Le Tamil Nadu ne dispose que d’une assemblée législative. 

 

L'Assemblée législative (Vidhan Sabha) d'un Etat est composée de 500 membres au plus et de 60 membres au moins, choisis par élection directe dans les circonscriptions territoriales de l'Etat. La délimitation des circonscriptions territoriales doit être effectuée de manière à ce que le rapport entre la population de chaque circonscription et le nombre de sièges qui lui sont attribués soit, dans la mesure du possible, le même dans tout l'Etat. Le mandat d'une assemblée est de cinq ans, sauf si elle est dissoute plus tôt.

La législature de l'État a des pouvoirs exclusifs sur les sujets énumérés dans la liste II de la septième annexe de la Constitution et des pouvoirs concurrents sur ceux énumérés dans la liste III. Les pouvoirs financiers du corps législatif comprennent l'autorisation de toutes les dépenses, les impôts et les emprunts du gouvernement de l'État. L'assemblée législative a seule le pouvoir d'initier des projets de loi de finances.

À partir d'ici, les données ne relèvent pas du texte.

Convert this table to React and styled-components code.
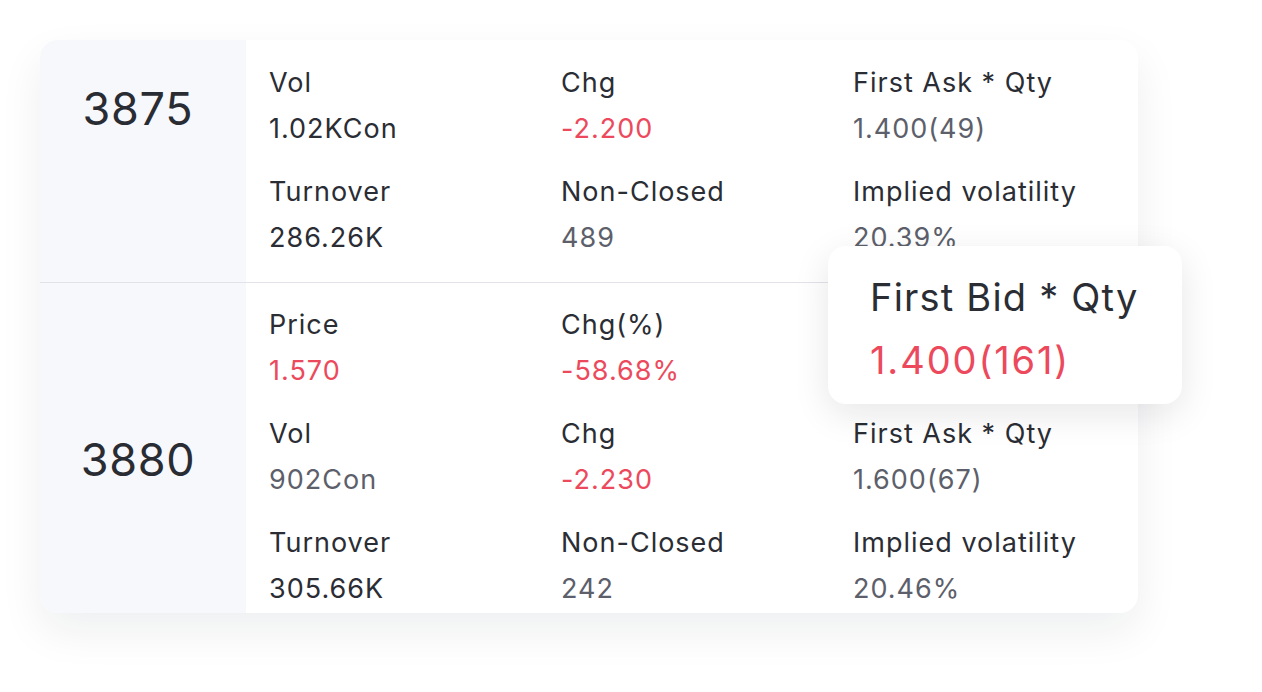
import React from "react";
import styled, { createGlobalStyle } from "styled-components";

const GlobalStyle = createGlobalStyle`
  body {
    margin: 0;
    background: #ffffff;
    font-family: Inter, "Noto Sans", "Liberation Sans", sans-serif;
  }
`;

const Page = styled.main`
  padding: 40px;
  height: 692px;
  box-sizing: border-box;
`;

const Card = styled.section`
  position: relative;
  width: 1098px;
  background: #ffffff;
  border-radius: 18px;
  box-shadow: 0 18px 44px rgba(20, 24, 40, 0.07);
`;

const Clip = styled.div`
  border-radius: 18px;
  overflow: hidden;
`;

const Row = styled.div`
  display: flex;
  border-top: ${(p) => (p.$first ? "none" : "1px solid #e2e3e8")};
`;

const Strike = styled.div`
  width: 206px;
  flex-shrink: 0;
  background: #f7f8fc;
  padding-top: ${(p) => p.$offset}px;
  text-align: center;
  padding-right: 10px;
  box-sizing: border-box;
  font-size: 45px;
  line-height: 52px;
  color: #2a2c33;
  letter-spacing: 0.7px;
`;

const Grid = styled.div`
  flex: 1;
  display: grid;
  grid-template-columns: repeat(3, 292px);
  row-gap: 27px;
  padding: ${(p) => p.$pad};
  padding-left: 23px;
`;

const Item = styled.div`
  display: flex;
  flex-direction: column;
  gap: 10px;
  visibility: ${(p) => (p.$covered ? "hidden" : "visible")};
`;

const Label = styled.span`
  font-size: 27px;
  line-height: 36px;
  color: #2b2d34;
  letter-spacing: 1px;
  white-space: nowrap;
`;

const tones = {
  dark: "#2b2d34",
  gray: "#5d5f6b",
  red: "#ec4a5c",
};

const Value = styled.span`
  font-size: 27px;
  line-height: 36px;
  letter-spacing: 1px;
  color: ${(p) => tones[p.$tone]};
  white-space: nowrap;
`;

const Popover = styled.div`
  position: absolute;
  left: 788px;
  top: 206px;
  width: 354px;
  height: 158px;
  box-sizing: border-box;
  padding: 29px 0 0 42px;
  background: #ffffff;
  border-radius: 18px;
  box-shadow: 0 10px 36px rgba(20, 24, 40, 0.1);
  display: flex;
  flex-direction: column;
  gap: 19px;
`;

const PopLabel = styled.span`
  font-size: 38px;
  line-height: 44px;
  color: #2b2d34;
  letter-spacing: 1.2px;
  white-space: nowrap;
`;

const PopValue = styled.span`
  font-size: 38px;
  line-height: 44px;
  color: #ec4a5c;
  letter-spacing: 1.9px;
  white-space: nowrap;
`;

const rows = [
  {
    strike: "3875",
    offset: 43,
    pad: "25px 0 26px",
    items: [
      ["Vol", "1.02KCon", "dark"],
      ["Chg", "-2.200", "red"],
      ["First Ask * Qty", "1.400(49)", "gray"],
      ["Turnover", "286.26K", "dark"],
      ["Non-Closed", "489", "gray"],
      ["Implied volatility", "20.39%", "gray"],
    ],
  },
  {
    strike: "3880",
    offset: 151,
    pad: "24px 0 6px",
    items: [
      ["Price", "1.570", "red"],
      ["Chg(%)", "-58.68%", "red"],
      ["First Bid * Qty", "1.400(161)", "red", true],
      ["Vol", "902Con", "gray"],
      ["Chg", "-2.230", "red"],
      ["First Ask * Qty", "1.600(67)", "gray"],
      ["Turnover", "305.66K", "dark"],
      ["Non-Closed", "242", "gray"],
      ["Implied volatility", "20.46%", "gray"],
    ],
  },
];

export default function App() {
  return (
    <Page>
      <GlobalStyle />
      <Card>
        <Clip>
          {rows.map((row, i) => (
            <Row key={row.strike} $first={i === 0}>
              <Strike $offset={row.offset}>{row.strike}</Strike>
              <Grid $pad={row.pad}>
                {row.items.map(([label, value, tone, covered], j) => (
                  <Item key={j} $covered={covered}>
                    <Label>{label}</Label>
                    <Value $tone={tone}>{value}</Value>
                  </Item>
                ))}
              </Grid>
            </Row>
          ))}
        </Clip>
        <Popover>
          <PopLabel>First Bid * Qty</PopLabel>
          <PopValue>1.400(161)</PopValue>
        </Popover>
      </Card>
    </Page>
  );
}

Le gouverneur d'un État peut réserver tout projet de loi à l'examen du Président. Les projets de loi relatifs à des sujets tels que l'acquisition obligatoire de biens, les mesures affectant les pouvoirs et la position des Hautes Cours et l'imposition de taxes sur le stockage, la distribution et la vente d'eau ou d'électricité dans les projets de développement des rivières ou des vallées inter-états doivent nécessairement être réservés. Aucun projet de loi visant à imposer des restrictions sur le commerce inter-état ne peut être introduit dans une législature d'état sans la sanction préalable du Président.

Les législatures des états, en plus d'exercer le pouvoir habituel de contrôle financier, utilisent tous les dispositifs parlementaires normaux comme les questions, les discussions, les débats, les ajournements et les motions et résolutions de défiance pour surveiller le travail quotidien de l'exécutif. Elles ont également leurs commissions des estimations et des comptes publics pour s'assurer que les subventions accordées par la législature sont correctement utilisées.